Headline Job Miss Eased Market Optimism: Around 7 a.m. CT, futures on the S&P 500 had risen 0.4% and the Treasury curve had moved up more than 4 bps inside of the 30-years. Equity futures trimmed their gains and Treasury yields pulled back to up roughly 1.0 bps on the day after headline job growth missed expectations.


Surprisingly Strong ISM Services Survey Softened The Blow Of Manufacturing Contraction: The ISM’s August Non-manufacturing PMI rose more than expected from July’s three-year low. The headline index jumped 2.4 points more than expected to 56.4, well above the neutral 50 level and third-best reading of 2019, on mixed underlying details. The employment index declined to its lowest level since March 2017, knocking 0.8 points off the headline index. However, that weakness was overwhelmed by a sharp snapback in production and new orders. The former posted its largest one-month gain since 2008 while the latter notched its strongest monthly improvement since February; both landed near the middle of last year’s range. The strength in services activity helps soften the blow of a contractionary manufacturing reading earlier this week, and widened the divergence between performance across the two sectors. The spread between the services and manufacturing PMIs was the fourth widest of the cycle.
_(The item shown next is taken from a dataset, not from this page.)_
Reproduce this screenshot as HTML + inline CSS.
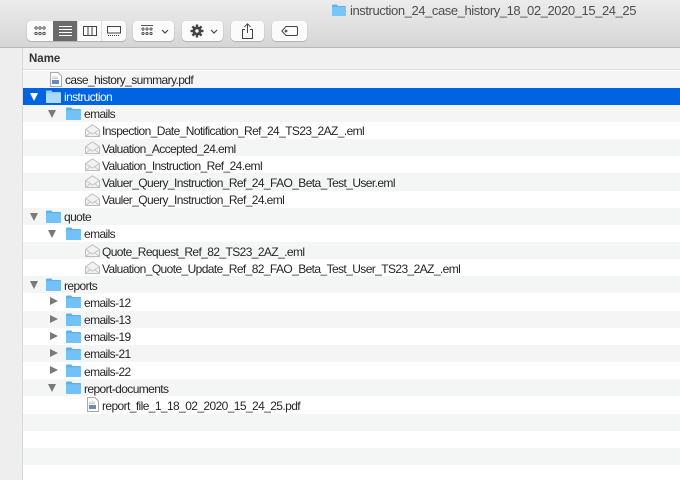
<!DOCTYPE html>
<html><head><meta charset="utf-8">
<style>
*{margin:0;padding:0;box-sizing:border-box}
body{width:680px;height:480px;overflow:hidden;font-family:"Liberation Sans",Arial,sans-serif;background:#fff;position:relative;font-size:12px;color:#262626}
#tb{position:absolute;left:0;top:0;width:680px;height:48px;background:linear-gradient(#ececec,#d6d6d6);border-bottom:1px solid #b8b8b8}
.title{position:absolute;left:350px;top:3px;font-size:13px;color:#4d4d4d;letter-spacing:-0.42px}
.tfold{position:absolute;left:332px;top:4px}
.btn{position:absolute;top:21px;height:20px;background:#fbfbfb;border-radius:4px;box-shadow:0 0.5px 1px rgba(0,0,0,.35);}
.btn svg{position:absolute}
#side{position:absolute;left:0;top:48px;width:23px;height:432px;background:#eeeeee;border-right:1px solid #d8d8d8}
#hdr{position:absolute;left:23px;top:48px;width:657px;height:22px;background:#f1f1f1;border-bottom:1px solid #dcdcdc}
#hdr span{position:absolute;left:6px;top:5px;font-size:11.5px;font-weight:bold;color:#333}
.row{position:absolute;left:23px;width:657px;height:17.15px}
.g{background:#f4f5f5}
.sel{background:#0063e1;color:#fff}
.row span{position:absolute;top:2.5px;white-space:nowrap;letter-spacing:-0.6px}
.row svg{position:absolute}
.tri{position:absolute;top:5px;width:0;height:0;border-left:4.5px solid transparent;border-right:4.5px solid transparent;border-top:8px solid #7a7a7a}
.sel .tri{border-top-color:#fff}
.trr{position:absolute;top:4px;width:0;height:0;border-top:4.5px solid transparent;border-bottom:4.5px solid transparent;border-left:8px solid #7a7a7a}
</style></head><body>
<div id="tb">
<svg class="tfold" width="14" height="12" viewBox="0 0 14 12"><path d="M0 1.5Q0 0.5 1 0.5H5L6 2H13Q14 2 14 3V11Q14 12 13 12H1Q0 12 0 11Z" fill="#5db5ef"/><rect x="0" y="3" width="14" height="9" rx="1" fill="#78c6f6"/></svg>
<div class="title">instruction_24_case_history_18_02_2020_15_24_25</div>
<div class="btn" style="left:27px;width:99px">
<svg style="left:7px;top:5px" width="12" height="10" viewBox="0 0 12 10" fill="none" stroke="#444" stroke-width="0.9"><circle cx="2" cy="2" r="1.2"/><circle cx="6" cy="2" r="1.2"/><circle cx="10" cy="2" r="1.2"/><circle cx="2" cy="7.5" r="1.2"/><circle cx="6" cy="7.5" r="1.2"/><circle cx="10" cy="7.5" r="1.2"/></svg>
<div style="position:absolute;left:26px;top:0;width:24px;height:20px;background:#6b6b6b"></div>
<svg style="left:32px;top:5px" width="13" height="10" viewBox="0 0 13 10" stroke="#fff" stroke-width="1"><path d="M0 0.5H13M0 3.5H13M0 6.5H13M0 9.5H13"/></svg>
<svg style="left:56px;top:5px" width="14" height="10" viewBox="0 0 14 10" fill="none" stroke="#444" stroke-width="1"><rect x="0.5" y="0.5" width="13" height="9"/><path d="M5 0.5V9.5M9 0.5V9.5"/></svg>
<svg style="left:80px;top:5px" width="14" height="11" viewBox="0 0 14 11" fill="none" stroke="#444" stroke-width="1"><rect x="0.5" y="0.5" width="13" height="6.5"/><path d="M1 9.5H13" stroke-dasharray="1 1"/></svg>
<div style="position:absolute;left:50px;top:0;width:1px;height:20px;background:#ddd"></div>
<div style="position:absolute;left:74px;top:0;width:1px;height:20px;background:#ddd"></div>
</div>
<div class="btn" style="left:133px;width:41px">
<svg style="left:8px;top:4px" width="12" height="12" viewBox="0 0 12 12" fill="none" stroke="#444" stroke-width="0.9"><path d="M0 0.5H12"/><circle cx="2" cy="4" r="1.1"/><circle cx="6" cy="4" r="1.1"/><circle cx="10" cy="4" r="1.1"/><circle cx="2" cy="8.5" r="1.1"/><circle cx="6" cy="8.5" r="1.1"/><circle cx="10" cy="8.5" r="1.1"/></svg>
<svg style="left:28px;top:8px" width="8" height="5" viewBox="0 0 8 5" fill="none" stroke="#444" stroke-width="1.2"><path d="M1 1L4 4L7 1"/></svg>
</div>
<div class="btn" style="left:182px;width:41px">
<svg style="left:8px;top:3px" width="14" height="14" viewBox="0 0 14 14"><g fill="#444"><circle cx="7" cy="7" r="4.5"/><rect x="5.8" y="0.5" width="2.4" height="13"/><rect x="0.5" y="5.8" width="13" height="2.4"/><rect x="5.8" y="0.5" width="2.4" height="13" transform="rotate(45 7 7)"/><rect x="5.8" y="0.5" width="2.4" height="13" transform="rotate(-45 7 7)"/></g><circle cx="7" cy="7" r="1.7" fill="#fbfbfb"/></svg>
<svg style="left:28px;top:8px" width="8" height="5" viewBox="0 0 8 5" fill="none" stroke="#444" stroke-width="1.2"><path d="M1 1L4 4L7 1"/></svg>
</div>
<div class="btn" style="left:231px;width:33px">
<svg style="left:10px;top:2px" width="13" height="16" viewBox="0 0 13 16" fill="none" stroke="#444" stroke-width="1"><path d="M4 6.5H1.5V15.5H11.5V6.5H9M6.5 10V1M3.5 3.8L6.5 0.8L9.5 3.8"/></svg>
</div>
<div class="btn" style="left:272px;width:35px">
<svg style="left:9px;top:5px" width="17" height="10" viewBox="0 0 17 10" fill="none" stroke="#444" stroke-width="1"><path d="M5 0.5H15Q16.5 0.5 16.5 2V8Q16.5 9.5 15 9.5H5L0.8 5Z"/><circle cx="5" cy="5" r="0.9"/></svg>
</div>
</div>
<div id="side"></div>
<div id="hdr"><span>Name</span></div>

<svg width="0" height="0" style="position:absolute">
<defs>
<symbol id="fold" viewBox="0 0 15 13"><path d="M0 1.5Q0 0.5 1 0.5H5.5L6.5 2H14Q15 2 15 3V12Q15 13 14 13H1Q0 13 0 12Z" fill="#5db2ec"/><rect x="0" y="3.2" width="15" height="9.8" rx="0.8" fill="#74c2f5"/></symbol>
<symbol id="foldS" viewBox="0 0 15 13"><path d="M0 1.5Q0 0.5 1 0.5H5.5L6.5 2H14Q15 2 15 3V12Q15 13 14 13H1Q0 13 0 12Z" fill="#8fcdf7"/><rect x="0" y="3.2" width="15" height="9.8" rx="0.8" fill="#a9dafa"/></symbol>
<symbol id="env" viewBox="0 0 15 13"><path d="M0.5 5.5L7.5 0.8L14.5 5.5V12.5H0.5Z" fill="#f2f2f2" stroke="#bdbdbd"/><path d="M0.5 5.5L7.5 10L14.5 5.5M0.5 12.5L5.5 8.5M14.5 12.5L9.5 8.5" fill="none" stroke="#c4c4c4"/></symbol>
<symbol id="pdf" viewBox="0 0 12 15"><path d="M0.5 0.5H8L11.5 4V14.5H0.5Z" fill="#fff" stroke="#aaa"/><rect x="2" y="8" width="7" height="4" fill="#6b8bb5"/><path d="M2 5H8M2 6.5H8" stroke="#ccc"/></symbol>
</defs></svg>

<div class="row g" style="top:70.5px"><svg style="left:27px;top:1px" width="12" height="15"><use href="#pdf"/></svg><span style="left:42px">case_history_summary.pdf</span></div>
<div class="row sel" style="top:87.65px"><div class="tri" style="left:7px"></div><svg style="left:23px;top:2px" width="15" height="13"><use href="#foldS"/></svg><span style="left:41px">instruction</span></div>
<div class="row g" style="top:104.8px"><div class="tri" style="left:25px"></div><svg style="left:43px;top:2px" width="15" height="13"><use href="#fold"/></svg><span style="left:61px">emails</span></div>
<div class="row" style="top:121.95px"><svg style="left:62px;top:2px" width="15" height="13"><use href="#env"/></svg><span style="left:79px">Inspection_Date_Notification_Ref_24_TS23_2AZ_.eml</span></div>
<div class="row g" style="top:139.1px"><svg style="left:62px;top:2px" width="15" height="13"><use href="#env"/></svg><span style="left:79px">Valuation_Accepted_24.eml</span></div>
<div class="row" style="top:156.25px"><svg style="left:62px;top:2px" width="15" height="13"><use href="#env"/></svg><span style="left:79px">Valuation_Instruction_Ref_24.eml</span></div>
<div class="row g" style="top:173.4px"><svg style="left:62px;top:2px" width="15" height="13"><use href="#env"/></svg><span style="left:79px">Valuer_Query_Instruction_Ref_24_FAO_Beta_Test_User.eml</span></div>
<div class="row" style="top:190.55px"><svg style="left:62px;top:2px" width="15" height="13"><use href="#env"/></svg><span style="left:79px">Vauler_Query_Instruction_Ref_24.eml</span></div>
<div class="row g" style="top:207.7px"><div class="tri" style="left:7px"></div><svg style="left:23px;top:2px" width="15" height="13"><use href="#fold"/></svg><span style="left:41px">quote</span></div>
<div class="row" style="top:224.85px"><div class="tri" style="left:25px"></div><svg style="left:43px;top:2px" width="15" height="13"><use href="#fold"/></svg><span style="left:61px">emails</span></div>
<div class="row g" style="top:242px"><svg style="left:62px;top:2px" width="15" height="13"><use href="#env"/></svg><span style="left:79px">Quote_Request_Ref_82_TS23_2AZ_.eml</span></div>
<div class="row" style="top:259.15px"><svg style="left:62px;top:2px" width="15" height="13"><use href="#env"/></svg><span style="left:79px">Valuation_Quote_Update_Ref_82_FAO_Beta_Test_User_TS23_2AZ_.eml</span></div>
<div class="row g" style="top:276.3px"><div class="tri" style="left:7px"></div><svg style="left:23px;top:2px" width="15" height="13"><use href="#fold"/></svg><span style="left:41px">reports</span></div>
<div class="row" style="top:293.45px"><div class="trr" style="left:27px"></div><svg style="left:43px;top:2px" width="15" height="13"><use href="#fold"/></svg><span style="left:61px">emails-12</span></div>
<div class="row g" style="top:310.6px"><div class="trr" style="left:27px"></div><svg style="left:43px;top:2px" width="15" height="13"><use href="#fold"/></svg><span style="left:61px">emails-13</span></div>
<div class="row" style="top:327.75px"><div class="trr" style="left:27px"></div><svg style="left:43px;top:2px" width="15" height="13"><use href="#fold"/></svg><span style="left:61px">emails-19</span></div>
<div class="row g" style="top:344.9px"><div class="trr" style="left:27px"></div><svg style="left:43px;top:2px" width="15" height="13"><use href="#fold"/></svg><span style="left:61px">emails-21</span></div>
<div class="row" style="top:362.05px"><div class="trr" style="left:27px"></div><svg style="left:43px;top:2px" width="15" height="13"><use href="#fold"/></svg><span style="left:61px">emails-22</span></div>
<div class="row g" style="top:379.2px"><div class="tri" style="left:25px"></div><svg style="left:43px;top:2px" width="15" height="13"><use href="#fold"/></svg><span style="left:61px">report-documents</span></div>
<div class="row" style="top:396.35px"><svg style="left:64px;top:1px" width="12" height="15"><use href="#pdf"/></svg><span style="left:79px">report_file_1_18_02_2020_15_24_25.pdf</span></div>
<div class="row g" style="top:413.5px"></div>
<div class="row" style="top:430.65px"></div>
<div class="row g" style="top:447.8px"></div>
<div class="row" style="top:464.95px"></div>
</body></html>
Factors Orders Report Included Modest Revisions To Business Investment Indicators: July’s total factory orders were a bit better than expected, with overall orders up 1.4% and the core category, which excluded a large monthly gain in the volatile transportation categories, 0.3% higher. The initial estimate of core durable goods orders was unrevised at -0.4%. Looking at the implications for business investment, there were small revisions to both orders and shipments. Core capital goods orders were revised down from +0.4% to +0.2% while core shipments were notched up from -0.7% to -0.6%. On a trailing three-month basis, shipments have been weak but core business orders have firmed up, providing a glimmer of hope for a near-term turn up in investment.